WENDLAND: Louisiana is the fifth largest carbon-producing state and a major petrochemical and oil and gas producer. For decades, it has subsidized the industry with tax breaks and incentives but made it hard for wind and solar companies to operate or develop. Now the climate commission will explore the potential for electric cars, mass transit, more solar, even offshore wind turbines in the Gulf of Mexico.
MONIQUE HARDEN: Let me just put it this way. It's the first time any Louisiana governor has put the words climate, initiative and task force together in one sentence.
WENDLAND: Monique Harden is a policy expert with the Deep South Center for Environmental Justice.
HARDEN: So that is a major historic step forward.
WENDLAND: She hopes that investing in clean energy creates more jobs, especially in communities of color, and reduces pollution in low-income areas.
HARDEN: We can actually generate energy ourselves in a way that doesn't have these toxic side effects and these harmful environmental climate effects.
WENDLAND: In many ways, the transition is already happening. Shell is closing a major refinery on the Mississippi River, citing consumer demand for cleaner fuels. Less and less of Louisiana's GDP comes from oil and gas every year.

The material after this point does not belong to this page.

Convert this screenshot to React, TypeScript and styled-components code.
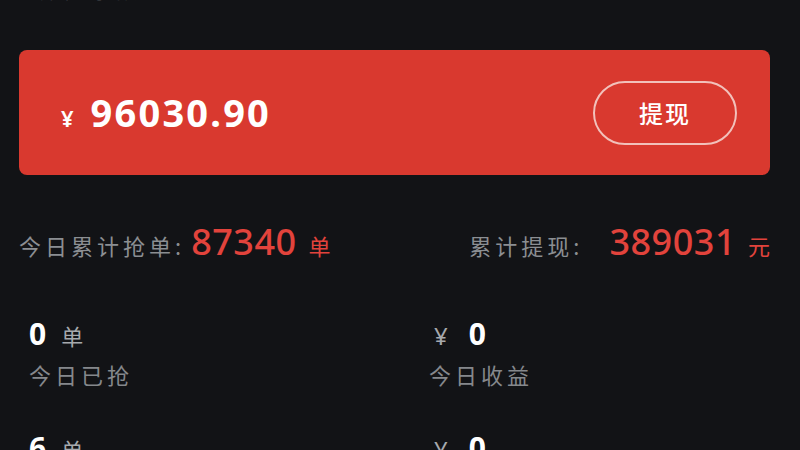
import React from "react";
import styled, { createGlobalStyle } from "styled-components";

const GlobalStyle = createGlobalStyle`
  html, body {
    margin: 0;
    padding: 0;
    background: #121316;
    overflow: hidden;
  }
  body {
    font-family: "Noto Sans", "Noto Sans CJK SC", sans-serif;
    color: #ffffff;
  }
`;

const Page = styled.div`
  width: 800px;
  display: flex;
  flex-direction: column;
  background: #121316;
  & > * {
    flex-shrink: 0;
  }
`;

const TopTitle = styled.div`
  margin: -26px 0 0 40px;
  height: 30px;
  line-height: 30px;
  font-size: 22px;
  letter-spacing: 3px;
  color: #4a4e53;
`;

const BalanceCard = styled.div`
  margin: 46px 0 0 19px;
  width: 751px;
  height: 125px;
  box-sizing: border-box;
  padding: 0 33px 0 42px;
  display: flex;
  align-items: center;
  justify-content: space-between;
  background: #d9392f;
  border-radius: 8px;
`;

const Amount = styled.div`
  display: flex;
  align-items: baseline;
  gap: 17px;
  color: #ffffff;
`;

const Yen = styled.span<{ $size?: number; $color?: string; $weight?: number }>`
  font-size: ${(p) => p.$size ?? 20}px;
  font-weight: ${(p) => p.$weight ?? 600};
  color: ${(p) => p.$color ?? "#ffffff"};
`;

const BigNumber = styled.span`
  font-size: 38px;
  font-weight: 700;
  letter-spacing: 2.2px;
  line-height: 1;
`;

const WithdrawButton = styled.button`
  width: 144px;
  height: 64px;
  box-sizing: border-box;
  border: 2px solid #f2c1bb;
  border-radius: 32px;
  background: transparent;
  color: #ffffff;
  font-family: "Noto Sans CJK SC", sans-serif;
  font-size: 24px;
  font-weight: 500;
  letter-spacing: 2px;
  padding: 0;
  cursor: pointer;
`;

const SummaryRow = styled.div`
  margin: 42px 0 0 19px;
  width: 751px;
  height: 50px;
  display: flex;
  align-items: baseline;
  justify-content: space-between;
`;

const SummaryItem = styled.div`
  display: flex;
  align-items: baseline;
`;

const SummaryLabel = styled.span<{ $gap: number }>`
  font-family: "Noto Sans CJK SC", sans-serif;
  font-size: 22px;
  letter-spacing: 4px;
  color: #8b8e92;
  margin-right: ${(p) => p.$gap}px;
`;

const RedNumber = styled.span`
  font-size: 36px;
  font-weight: 500;
  color: #e2433c;
  letter-spacing: 0.5px;
`;

const RedUnit = styled.span`
  font-family: "Noto Sans CJK SC", sans-serif;
  font-size: 22px;
  color: #e2433c;
  margin-left: 12px;
`;

const StatsGrid = styled.div`
  margin-top: 49px;
  display: grid;
  grid-template-columns: 400px 400px;
`;

const StatCell = styled.div`
  padding: 0 0 41px 29px;
  display: flex;
  flex-direction: column;
  gap: 7px;
`;

const StatValue = styled.div<{ $gap: number }>`
  height: 36px;
  display: flex;
  align-items: baseline;
  gap: ${(p) => p.$gap}px;
`;

const StatNumber = styled.span`
  font-size: 30px;
  font-weight: 700;
  line-height: 36px;
  color: #ffffff;
`;

const StatUnit = styled.span`
  font-family: "Noto Sans CJK SC", sans-serif;
  font-size: 22px;
  color: #a6a9ad;
`;

const StatLabel = styled.div`
  height: 30px;
  line-height: 30px;
  font-family: "Noto Sans CJK SC", sans-serif;
  font-size: 22px;
  letter-spacing: 4px;
  color: #85888c;
`;

const YenSlot = styled.span`
  padding-left: 5px;
`;

type Stat = { value: string; unit: string; prefix?: boolean; label: string };

const stats: Stat[] = [
  { value: "0", unit: "单", label: "今日已抢" },
  { value: "0", unit: "¥", prefix: true, label: "今日收益" },
  { value: "6", unit: "单", label: "累计已抢" },
  { value: "0", unit: "¥", prefix: true, label: "累计收益" },
];

export default function App() {
  return (
    <Page>
      <GlobalStyle />
      <TopTitle>账户余额</TopTitle>
      <BalanceCard>
        <Amount>
          <Yen $size={22}>¥</Yen>
          <BigNumber>96030.90</BigNumber>
        </Amount>
        <WithdrawButton>提现</WithdrawButton>
      </BalanceCard>
      <SummaryRow>
        <SummaryItem>
          <SummaryLabel $gap={6}>今日累计抢单:</SummaryLabel>
          <RedNumber>87340</RedNumber>
          <RedUnit>单</RedUnit>
        </SummaryItem>
        <SummaryItem>
          <SummaryLabel $gap={26}>累计提现:</SummaryLabel>
          <RedNumber>389031</RedNumber>
          <RedUnit>元</RedUnit>
        </SummaryItem>
      </SummaryRow>
      <StatsGrid>
        {stats.map((s, i) => (
          <StatCell key={i}>
            <StatValue $gap={s.prefix ? 21 : 15}>
              {s.prefix ? (
                <>
                  <YenSlot>
                    <Yen $size={24} $weight={400} $color="#a6a9ad">
                      ¥
                    </Yen>
                  </YenSlot>
                  <StatNumber>{s.value}</StatNumber>
                </>
              ) : (
                <>
                  <StatNumber>{s.value}</StatNumber>
                  <StatUnit>{s.unit}</StatUnit>
                </>
              )}
            </StatValue>
            <StatLabel>{s.label}</StatLabel>
          </StatCell>
        ))}
      </StatsGrid>
    </Page>
  );
}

It's now just under 20%. That's half of what it was in the 1980s. Meanwhile, big renewable energy companies are eyeing investments in the state. Noemie Tilghman with Deloitte Consulting says the winners in this new global clean energy marketplace will be the companies and states that can diversify.
NOEMIE TILGHMAN: Those who choose to ignore it and just believe the cycle will simply work itself out will be the losers.
WENDLAND: Still, shifting Louisiana's energy production will not be easy, and it faces strong opposition.
TYLER GRAY: You don't necessarily have to choose between energy production and being carbon neutral.
WENDLAND: Tyler Gray is president of the Louisiana Mid-Continent Oil and Gas Association. He says, yes, reduce emissions, but a transition should happen slowly.
GRAY: Talking about an energy transition, talking about all these different needs that are out there but still having oil as part of that conversation and natural gas as part of that conversation.
WENDLAND: Governor Edwards seems to be walking that same fine line. He's scolded President Biden over his oil drilling moratorium, and it's not at all clear that his zero carbon goal includes all of the oil and gas that Louisiana exports. Plus, he'll need to convince a Republican legislature full of pro-oil-and-gas lawmakers to embrace clean energy.
EDWARDS: It will secure investment and job creation and economic growth all while we continue to work with our carbon-based fuel industry because that's not going anywhere. I suspect that we have decades left.
WENDLAND: The climate task force will make its final recommendations next year, balancing Louisiana's long identity as an oil and gas state with the reality that climate change is forcing people, industries and governments to rethink everything.
For NPR News, I'm Tegan Wendland in New Orleans.